§ **Brief**:
Repeat every line of the listing below exactly, minus the pictures.

⟨

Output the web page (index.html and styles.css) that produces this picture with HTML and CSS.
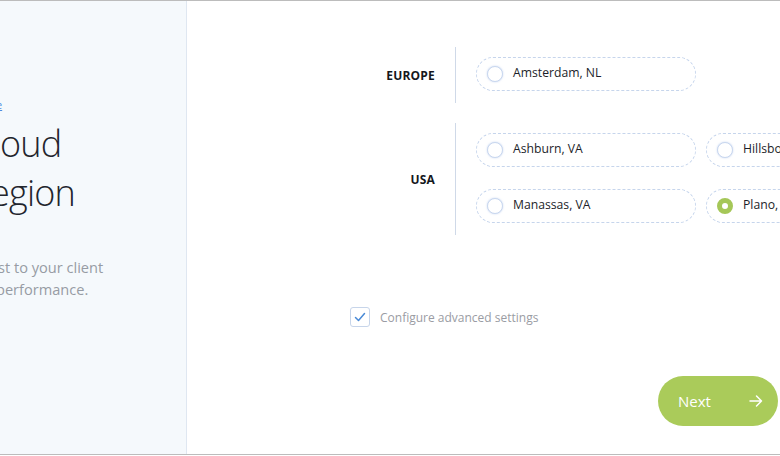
FILE: index.html
```html
<!DOCTYPE html>
<html lang="en">
<head>
<meta charset="utf-8">
<title>Select cloud region</title>
<link rel="stylesheet" href="styles.css">
</head>
<body>
<div class="frame">
  <aside class="side">
    <a class="back" href="#">e</a>
    <h1 class="title"><span class="t1">oud</span><span class="t2">egion</span></h1>
    <p class="lead"><span class="p1">st to your client</span><span class="p2">performance.</span></p>
  </aside>
  <main class="main">
    <div class="regions">
      <div class="group">
        <div class="label">EUROPE</div>
        <div class="options">
          <label class="pill"><span class="radio"></span><span class="city">Amsterdam, NL</span></label>
        </div>
      </div>
      <div class="group">
        <div class="label">USA</div>
        <div class="options">
          <label class="pill"><span class="radio"></span><span class="city">Ashburn, VA</span></label>
          <label class="pill"><span class="radio"></span><span class="city">Hillsboro, OR</span></label>
          <label class="pill"><span class="radio"></span><span class="city">Manassas, VA</span></label>
          <label class="pill"><span class="radio on"></span><span class="city">Plano, TX</span></label>
        </div>
      </div>
    </div>
    <label class="check">
      <span class="box"><svg width="14" height="14" viewBox="0 0 14 14"><path d="M2.5 7.5 L5.5 10.5 L11.5 3.5" fill="none" stroke="#4a8ad6" stroke-width="1.5" stroke-linecap="round" stroke-linejoin="round"/></svg></span>
      <span class="check-text">Configure advanced settings</span>
    </label>
    <div class="actions">
      <button class="next" type="button"><span>Next</span><svg width="16" height="16" viewBox="0 0 16 16"><path d="M2 8 H13.5 M8.5 3 L13.5 8 L8.5 13" fill="none" stroke="#ffffff" stroke-width="1.5" stroke-linecap="round" stroke-linejoin="round"/></svg></button>
    </div>
  </main>
</div>
</body>
</html>
```

FILE: styles.css
```css
* { box-sizing: border-box; }
html, body { margin: 0; padding: 0; background: #ffffff; overflow: hidden; }
body { font-family: "Open Sans", "Liberation Sans", sans-serif; color: #1f2330; }

.frame {
  width: 780px;
  height: 455px;
  border-top: 1px solid #bcbcbc;
  border-bottom: 1px solid #bcbcbc;
  display: flex;
  overflow: hidden;
}

.side {
  width: 187px;
  flex: none;
  background: #f5f9fc;
  border-right: 1px solid #dfe7f1;
  overflow: hidden;
  padding-top: 97px;
}
.back {
  display: block;
  font-size: 11px;
  line-height: 14px;
  color: #4d8fe2;
  text-decoration: underline;
  margin-left: -4px;
}
.title {
  margin: 7px 0 0 0;
  font-weight: 300;
  font-size: 36px;
  line-height: 49px;
  letter-spacing: -0.8px;
  color: #22252d;
}
.title span { display: block; white-space: nowrap; }
.t1 { margin-left: 0; }
.t2 { margin-left: -10px; }
.lead {
  margin: 39px 0 0 0;
  font-size: 14.6px;
  line-height: 22px;
  color: #979ca4;
}
.lead span { display: block; white-space: nowrap; }
.p1 { margin-left: -2px; }
.p2 { margin-left: -4px; }

.main {
  flex: 1;
  min-width: 0;
  padding-top: 46px;
  display: flex;
  flex-direction: column;
}
.regions { display: flex; flex-direction: column; gap: 20px; }
.group {
  display: grid;
  grid-template-columns: 268px 1fr;
}
.label {
  align-self: center;
  text-align: right;
  padding-right: 20px;
  font-size: 12px;
  font-weight: 700;
  letter-spacing: 0.2px;
  color: #15171c;
}
.options {
  border-left: 1px solid #cfd9e8;
  padding: 10px 0 12px 20px;
  display: grid;
  grid-template-columns: 220px 220px;
  gap: 22px 10px;
}
.pill {
  height: 34px;
  border: 1px dashed #c6d5ec;
  border-radius: 17px;
  display: flex;
  align-items: center;
  padding-left: 10px;
  white-space: nowrap;
}
.radio {
  width: 16px;
  height: 16px;
  border-radius: 50%;
  border: 1.5px solid #c9d7ef;
  box-shadow: 0 0 2px rgba(160, 185, 230, 0.6);
  background: #fff;
  flex: none;
}
.radio.on {
  border: 5px solid #a5c758;
  box-shadow: none;
}
.city {
  margin-left: 10px;
  font-size: 12.2px;
  color: #1c1e29;
  position: relative;
  top: -2px;
}

.check {
  margin: 72px 0 0 163px;
  display: flex;
  align-items: center;
  gap: 10px;
}
.box {
  width: 20px;
  height: 20px;
  border: 1px solid #c7d5ea;
  border-radius: 3px;
  display: flex;
  align-items: center;
  justify-content: center;
  background: #fff;
}
.check-text {
  font-size: 12px;
  color: #9a9ca3;
}

.actions { margin: 49px 0 0 471px; }
.next {
  width: 120px;
  height: 50px;
  border: none;
  border-radius: 25px;
  background: #aacb5a;
  color: #ffffff;
  font-family: "Open Sans", "Liberation Sans", sans-serif;
  font-size: 15px;
  display: flex;
  align-items: center;
  justify-content: space-between;
  padding: 0 14px 0 20px;
  cursor: pointer;
}
```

⟩

§ **Task output**:
Output the web page (index.html and styles.css) that produces this picture with HTML and CSS.
FILE: index.html
```html
<!DOCTYPE html>
<html lang="en">
<head>
<meta charset="utf-8">
<title>Select cloud region</title>
<link rel="stylesheet" href="styles.css">
</head>
<body>
<div class="frame">
  <aside class="side">
    <a class="back" href="#">e</a>
    <h1 class="title"><span class="t1">oud</span><span class="t2">egion</span></h1>
    <p class="lead"><span class="p1">st to your client</span><span class="p2">performance.</span></p>
  </aside>
  <main class="main">
    <div class="regions">
      <div class="group">
        <div class="label">EUROPE</div>
        <div class="options">
          <label class="pill"><span class="radio"></span><span class="city">Amsterdam, NL</span></label>
        </div>
      </div>
      <div class="group">
        <div class="label">USA</div>
        <div class="options">
          <label class="pill"><span class="radio"></span><span class="city">Ashburn, VA</span></label>
          <label class="pill"><span class="radio"></span><span class="city">Hillsboro, OR</span></label>
          <label class="pill"><span class="radio"></span><span class="city">Manassas, VA</span></label>
          <label class="pill"><span class="radio on"></span><span class="city">Plano, TX</span></label>
        </div>
      </div>
    </div>
    <label class="check">
      <span class="box"><svg width="14" height="14" viewBox="0 0 14 14"><path d="M2.5 7.5 L5.5 10.5 L11.5 3.5" fill="none" stroke="#4a8ad6" stroke-width="1.5" stroke-linecap="round" stroke-linejoin="round"/></svg></span>
      <span class="check-text">Configure advanced settings</span>
    </label>
    <div class="actions">
      <button class="next" type="button"><span>Next</span><svg width="16" height="16" viewBox="0 0 16 16"><path d="M2 8 H13.5 M8.5 3 L13.5 8 L8.5 13" fill="none" stroke="#ffffff" stroke-width="1.5" stroke-linecap="round" stroke-linejoin="round"/></svg></button>
    </div>
  </main>
</div>
</body>
</html>
```

FILE: styles.css
```css
* { box-sizing: border-box; }
html, body { margin: 0; padding: 0; background: #ffffff; overflow: hidden; }
body { font-family: "Open Sans", "Liberation Sans", sans-serif; color: #1f2330; }

.frame {
  width: 780px;
  height: 455px;
  border-top: 1px solid #bcbcbc;
  border-bottom: 1px solid #bcbcbc;
  display: flex;
  overflow: hidden;
}

.side {
  width: 187px;
  flex: none;
  background: #f5f9fc;
  border-right: 1px solid #dfe7f1;
  overflow: hidden;
  padding-top: 97px;
}
.back {
  display: block;
  font-size: 11px;
  line-height: 14px;
  color: #4d8fe2;
  text-decoration: underline;
  margin-left: -4px;
}
.title {
  margin: 7px 0 0 0;
  font-weight: 300;
  font-size: 36px;
  line-height: 49px;
  letter-spacing: -0.8px;
  color: #22252d;
}
.title span { display: block; white-space: nowrap; }
.t1 { margin-left: 0; }
.t2 { margin-left: -10px; }
.lead {
  margin: 39px 0 0 0;
  font-size: 14.6px;
  line-height: 22px;
  color: #979ca4;
}
.lead span { display: block; white-space: nowrap; }
.p1 { margin-left: -2px; }
.p2 { margin-left: -4px; }

.main {
  flex: 1;
  min-width: 0;
  padding-top: 46px;
  display: flex;
  flex-direction: column;
}
.regions { display: flex; flex-direction: column; gap: 20px; }
.group {
  display: grid;
  grid-template-columns: 268px 1fr;
}
.label {
  align-self: center;
  text-align: right;
  padding-right: 20px;
  font-size: 12px;
  font-weight: 700;
  letter-spacing: 0.2px;
  color: #15171c;
}
.options {
  border-left: 1px solid #cfd9e8;
  padding: 10px 0 12px 20px;
  display: grid;
  grid-template-columns: 220px 220px;
  gap: 22px 10px;
}
.pill {
  height: 34px;
  border: 1px dashed #c6d5ec;
  border-radius: 17px;
  display: flex;
  align-items: center;
  padding-left: 10px;
  white-space: nowrap;
}
.radio {
  width: 16px;
  height: 16px;
  border-radius: 50%;
  border: 1.5px solid #c9d7ef;
  box-shadow: 0 0 2px rgba(160, 185, 230, 0.6);
  background: #fff;
  flex: none;
}
.radio.on {
  border: 5px solid #a5c758;
  box-shadow: none;
}
.city {
  margin-left: 10px;
  font-size: 12.2px;
  color: #1c1e29;
  position: relative;
  top: -2px;
}

.check {
  margin: 72px 0 0 163px;
  display: flex;
  align-items: center;
  gap: 10px;
}
.box {
  width: 20px;
  height: 20px;
  border: 1px solid #c7d5ea;
  border-radius: 3px;
  display: flex;
  align-items: center;
  justify-content: center;
  background: #fff;
}
.check-text {
  font-size: 12px;
  color: #9a9ca3;
}

.actions { margin: 49px 0 0 471px; }
.next {
  width: 120px;
  height: 50px;
  border: none;
  border-radius: 25px;
  background: #aacb5a;
  color: #ffffff;
  font-family: "Open Sans", "Liberation Sans", sans-serif;
  font-size: 15px;
  display: flex;
  align-items: center;
  justify-content: space-between;
  padding: 0 14px 0 20px;
  cursor: pointer;
}
```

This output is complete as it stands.